> Records for the exercise:
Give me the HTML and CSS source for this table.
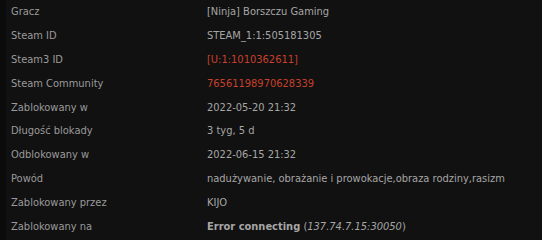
FILE: index.html
```html
<!DOCTYPE html>
<html lang="pl">
<head>
<meta charset="utf-8">
<link rel="stylesheet" href="styles.css">
</head>
<body>
<div class="panel">
  <dl class="info">
    <dt class="label">Gracz</dt><dd class="value">[Ninja] Borszczu Gaming</dd>
    <dt class="label">Steam ID</dt><dd class="value">STEAM_1:1:505181305</dd>
    <dt class="label">Steam3 ID</dt><dd class="value red">[U:1:1010362611]</dd>
    <dt class="label">Steam Community</dt><dd class="value red">76561198970628339</dd>
    <dt class="label">Zablokowany w</dt><dd class="value">2022-05-20 21:32</dd>
    <dt class="label">Długość blokady</dt><dd class="value">3 tyg, 5 d</dd>
    <dt class="label">Odblokowany w</dt><dd class="value">2022-06-15 21:32</dd>
    <dt class="label">Powód</dt><dd class="value">nadużywanie, obrażanie i prowokacje,obraza rodziny,rasizm</dd>
    <dt class="label">Zablokowany przez</dt><dd class="value">KIJO</dd>
    <dt class="label">Zablokowany na</dt><dd class="value"><b>Error connecting</b> (<i>137.74.7.15:30050</i>)</dd>
  </dl>
</div>
</body>
</html>
```
FILE: styles.css
```css
html, body {
  margin: 0;
  padding: 0;
  background: #0b0b0b;
}
body {
  font-family: "DejaVu Sans Condensed", "DejaVu Sans", Verdana, sans-serif;
  font-size: 11px;
  color: #999;
}
.panel {
  margin-left: 6px;
  height: 240px;
  background: #111111;
}
.info {
  margin: 0;
  display: grid;
  grid-template-columns: 196px 1fr;
  grid-auto-rows: 23.9px;
  align-items: center;
}
.label, .value {
  margin: 0;
  padding-left: 5px;
  line-height: 14px;
  white-space: nowrap;
}
.label {
  color: #9a9a9a;
}
.value {
  color: #a6a6a6;
}
.red {
  color: #c9402c;
}
```
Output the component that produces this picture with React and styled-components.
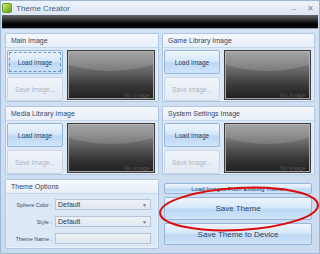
import React from "react";
import styled, { createGlobalStyle } from "styled-components";

const Global = createGlobalStyle`
  html, body { margin: 0; padding: 0; background: #fff; }
  body { font-family: "Liberation Sans", Arial, sans-serif; }
`;

const Window = styled.div`
  position: relative;
  width: 320px;
  height: 254px;
  box-sizing: border-box;
  background: #cddcef;
  border: 1px solid #9fb7d6;
  display: flex;
  flex-direction: column;
  overflow: hidden;
`;

const TitleBar = styled.div`
  height: 14px;
  display: flex;
  align-items: center;
  padding: 0 5px 0 1px;
  background: linear-gradient(#eef3fa, #dbe6f3);
  color: #4b5c7c;
  font-size: 8px;
  gap: 4px;
`;

const AppIcon = styled.div`
  width: 10px;
  height: 10px;
  border-radius: 2px;
  background: linear-gradient(135deg, #d8f07a, #8cc43a 55%, #5f9a1e);
  border: 1px solid #6c9a2c;
  box-sizing: border-box;
`;

const Title = styled.span`
  flex: 1;
`;

const Ctrl = styled.span`
  color: #7a889c;
  font-size: 8px;
  margin-left: 7px;
`;

const Strip = styled.div`
  height: 13px;
  margin: 0 1px;
  background: linear-gradient(#6a6a6a, #262626 45%, #000 70%, #0a0a0a);
  border-bottom: 1px solid #8aa2c2;
`;

const Body = styled.div`
  flex: 1;
  display: grid;
  grid-template-columns: 154px 153px;
  grid-template-rows: 69px 69px 70px;
  column-gap: 3px;
  row-gap: 4px;
  padding: 4px 0 0 4px;
  background: linear-gradient(#d3e1f3, #cbdbef);
`;

const Panel = styled.div`
  box-sizing: border-box;
  border: 1px solid #aec5e3;
  border-radius: 2px;
  background: #dde8f6;
  display: flex;
  flex-direction: column;
  box-shadow: inset 0 0 0 1px #eaf1fa;
`;

const PanelHeader = styled.div`
  height: 13px;
  flex: none;
  display: flex;
  align-items: center;
  padding-left: 5px;
  font-size: 7px;
  color: #3a4660;
  background: linear-gradient(#f5f8fd, #e7eff9);
  border-bottom: 1px solid #c6d7ec;
`;

const PanelContent = styled.div`
  display: flex;
  gap: 4px;
  padding: 2px 3px 0 1px;
`;

const ButtonCol = styled.div`
  display: flex;
  flex-direction: column;
  gap: 3px;
`;

const Btn = styled.div`
  box-sizing: border-box;
  width: ${(p) => p.$w || 56}px;
  height: ${(p) => p.$h || 24}px;
  display: flex;
  align-items: center;
  justify-content: center;
  font-size: ${(p) => p.$fs || 6.5}px;
  border-radius: 2px;
  white-space: nowrap;
  overflow: hidden;
  color: ${(p) => (p.$disabled ? "#aab6c6" : "#2a3e62")};
  border: 1px solid ${(p) => (p.$disabled ? "#c9d6e7" : "#93b6de")};
  background: ${(p) =>
    p.$disabled
      ? "linear-gradient(#f0f4fa, #e3eaf4)"
      : "linear-gradient(#eef5fd, #d6e8fa 45%, #bcd8f4 55%, #cfe4f9)"};
  outline: ${(p) => (p.$focus ? "1px dashed #6f93c0" : "none")};
  outline-offset: -3px;
`;

const Preview = styled.div`
  position: relative;
  box-sizing: border-box;
  width: 88px;
  height: 50px;
  border: 1px solid #3c3c3c;
  background: linear-gradient(#9a9a9a, #6e6e6e 35%, #3a3a3a 70%, #1f1f1f);
  overflow: hidden;
  box-shadow: inset 0 0 0 1px #a8a8a8;
`;

const Gloss = styled.div`
  position: absolute;
  left: -30px;
  right: -30px;
  top: -50px;
  height: 70px;
  border-radius: 50%;
  background: linear-gradient(rgba(255,255,255,0.05), rgba(255,255,255,0.14));
`;

const NoImage = styled.span`
  position: absolute;
  right: 4px;
  bottom: 1px;
  font-size: 6px;
  color: #5a5a5a;
`;

const Form = styled.div`
  display: grid;
  grid-template-columns: 45px 96px;
  column-gap: 3px;
  row-gap: 6px;
  padding: 5px 0 0 1px;
  align-items: center;
`;

const Label = styled.span`
  font-size: 5.5px;
  color: #3c4a64;
  text-align: right;
  white-space: nowrap;
`;

const Field = styled.div`
  box-sizing: border-box;
  height: 11px;
  border: 1px solid #b4c5da;
  background: linear-gradient(#edf1f6, #e1e8f0);
  display: flex;
  align-items: center;
  justify-content: space-between;
  padding: 0 3px 0 2px;
  font-size: 7px;
  color: #2e3440;
`;

const Arrow = styled.span`
  font-size: 5px;
  color: #6a7a90;
`;

const ActionCol = styled.div`
  display: flex;
  flex-direction: column;
  gap: 3px;
  padding: 4px 0 0 2px;
`;

const Circle = styled.svg`
  position: absolute;
  left: 0;
  top: 0;
  pointer-events: none;
`;

function ImagePanel({ title }) {
  return (
    <Panel>
      <PanelHeader>{title}</PanelHeader>
      <PanelContent>
        <ButtonCol>
          <Btn $focus={title === "Main Image"}>Load Image</Btn>
          <Btn $disabled>Save Image...</Btn>
        </ButtonCol>
        <Preview>
          <Gloss />
          <NoImage>No Image</NoImage>
        </Preview>
      </PanelContent>
    </Panel>
  );
}

export default function App() {
  return (
    <>
      <Global />
      <Window>
        <TitleBar>
          <AppIcon />
          <Title>Theme Creator</Title>
          <Ctrl>–</Ctrl>
          <Ctrl>✕</Ctrl>
        </TitleBar>
        <Strip />
        <Body>
          <ImagePanel title="Main Image" />
          <ImagePanel title="Game Library Image" />
          <ImagePanel title="Media Library Image" />
          <ImagePanel title="System Settings Image" />
          <Panel>
            <PanelHeader>Theme Options</PanelHeader>
            <Form>
              <Label>Sphere Color :</Label>
              <Field>
                Default<Arrow>▼</Arrow>
              </Field>
              <Label>Style :</Label>
              <Field>
                Default<Arrow>▼</Arrow>
              </Field>
              <Label>Theme Name :</Label>
              <Field />
            </Form>
          </Panel>
          <ActionCol>
            <Btn $w={148} $h={11} $fs={6}>Load Images From Existing Theme</Btn>
            <Btn $w={148} $h={23} $fs={8}>Save Theme</Btn>
            <Btn $w={148} $h={22} $fs={8}>Save Theme to Device</Btn>
          </ActionCol>
        </Body>
        <Circle width="320" height="254" viewBox="0 0 320 254">
          <ellipse
            cx="238"
            cy="208"
            rx="79"
            ry="21"
            transform="rotate(-3 238 208)"
            fill="none"
            stroke="#dd0a0a"
            strokeWidth="2"
          />
        </Circle>
      </Window>
    </>
  );
}
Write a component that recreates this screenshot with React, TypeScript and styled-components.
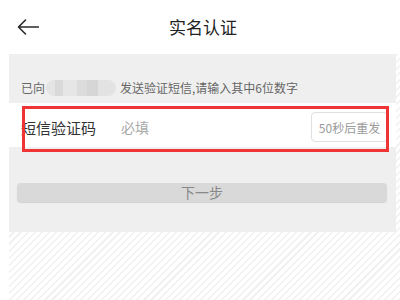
import styled, { createGlobalStyle } from "styled-components";

const GlobalStyle = createGlobalStyle`
  html, body {
    margin: 0;
    padding: 0;
    background: #fff;
  }
  body {
    font-family: "Noto Sans CJK SC", "Noto Sans", sans-serif;
  }
  * {
    box-sizing: border-box;
  }
`;

const hatch = `repeating-linear-gradient(
  135deg,
  #f1f1f1 0px,
  #f1f1f1 1.5px,
  #ffffff 1.5px,
  #ffffff 5px
)`;

const Page = styled.div`
  width: 400px;
  height: 300px;
  display: flex;
  flex-direction: column;
  overflow: hidden;
`;

const Header = styled.header`
  height: 54px;
  display: grid;
  grid-template-columns: 1fr auto 1fr;
  align-items: center;
  padding-left: 6px;
  background: #fff;
`;

const BackButton = styled.button`
  justify-self: start;
  margin-left: 11px;
  padding: 0;
  border: none;
  background: none;
  display: flex;
  align-items: center;
  color: #2a2a2a;
`;

const Title = styled.h1`
  margin: 0;
  font-size: 17px;
  font-weight: 400;
  color: #222;
  line-height: 20px;
`;

const Body = styled.div`
  flex: 1;
  display: flex;
  background: ${hatch};
`;

const Gutter = styled.div`
  width: 9px;
  background: #fff;
`;

const Main = styled.main`
  width: 387px;
  display: flex;
  flex-direction: column;
`;

const Panel = styled.section`
  background: #efefef;
  padding-bottom: 30px;
`;

const Notice = styled.p`
  margin: 0;
  padding: 26px 12px 7px;
  font-size: 12px;
  line-height: 16px;
  color: #666;
  display: flex;
  align-items: center;
`;

const Masked = styled.span`
  display: inline-block;
  width: 70px;
  height: 16px;
  margin: 0 4px 0 1px;
  border-radius: 8px;
  background: linear-gradient(
    90deg,
    #e4e4e4 0 9px,
    #d9d9d9 9px 17px,
    #e6e6e6 17px 31px,
    #dcdcdc 31px 41px,
    #d6d6d6 41px 52px,
    #e3e3e3 52px
  );
`;

const Row = styled.div`
  position: relative;
  height: 44px;
  padding: 4px 8px 0 12px;
  display: flex;
  align-items: center;
  background: #fff;
`;

const Label = styled.span`
  width: 100px;
  flex-shrink: 0;
  font-size: 15px;
  color: #333;
`;

const CodeInput = styled.input`
  flex: 1;
  min-width: 0;
  border: none;
  outline: none;
  padding: 0;
  font-family: inherit;
  font-size: 14px;
  color: #333;
  background: transparent;

  &::placeholder {
    color: #aaa;
  }
`;

const ResendButton = styled.button`
  width: 77px;
  height: 30px;
  padding: 0;
  border: 1px solid #e0e0e0;
  border-radius: 4px;
  background: #fff;
  font-family: inherit;
  font-size: 12px;
  color: #9a9a9a;
`;

const Highlight = styled.div`
  position: absolute;
  left: 13px;
  top: 3px;
  width: 367px;
  height: 46px;
  border: 3px solid #ee3434;
  pointer-events: none;
`;

const NextButton = styled.button`
  display: block;
  width: 370px;
  height: 19px;
  margin: 36px 0 0 8px;
  padding: 0;
  border: none;
  border-radius: 4px;
  background: #d9d9d9;
  box-shadow: 0 1px 1px rgba(0, 0, 0, 0.12);
  font-family: inherit;
  font-size: 14px;
  line-height: 19px;
  color: #888;
`;

const RightEdge = styled.div`
  flex: 1;
`;

const BackArrow = () => (
  <svg width="22" height="16" viewBox="0 0 22 16" fill="none">
    <path
      d="M21.5 8H1.5M8.5 1L1.5 8L8.5 15"
      stroke="currentColor"
      strokeWidth="1.6"
      strokeLinecap="round"
      strokeLinejoin="round"
    />
  </svg>
);

export default function App() {
  return (
    <>
      <GlobalStyle />
      <Page>
        <Header>
          <BackButton aria-label="返回">
            <BackArrow />
          </BackButton>
          <Title>实名认证</Title>
          <span />
        </Header>
        <Body>
          <Gutter />
          <Main>
            <Panel>
              <Notice>
                已向
                <Masked />
                发送验证短信,请输入其中6位数字
              </Notice>
              <Row>
                <Label>短信验证码</Label>
                <CodeInput placeholder="必填" />
                <ResendButton>50秒后重发</ResendButton>
                <Highlight />
              </Row>
              <NextButton>下一步</NextButton>
            </Panel>
          </Main>
          <RightEdge />
        </Body>
      </Page>
    </>
  );
}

> Task statement: Pick out the lines that contain "this" and copy them.

> Task answer:
Give me the HTML and CSS source for this table.
Output the component that produces this picture with React and styled-components.
Write a component that recreates this screenshot with React, TypeScript and styled-components.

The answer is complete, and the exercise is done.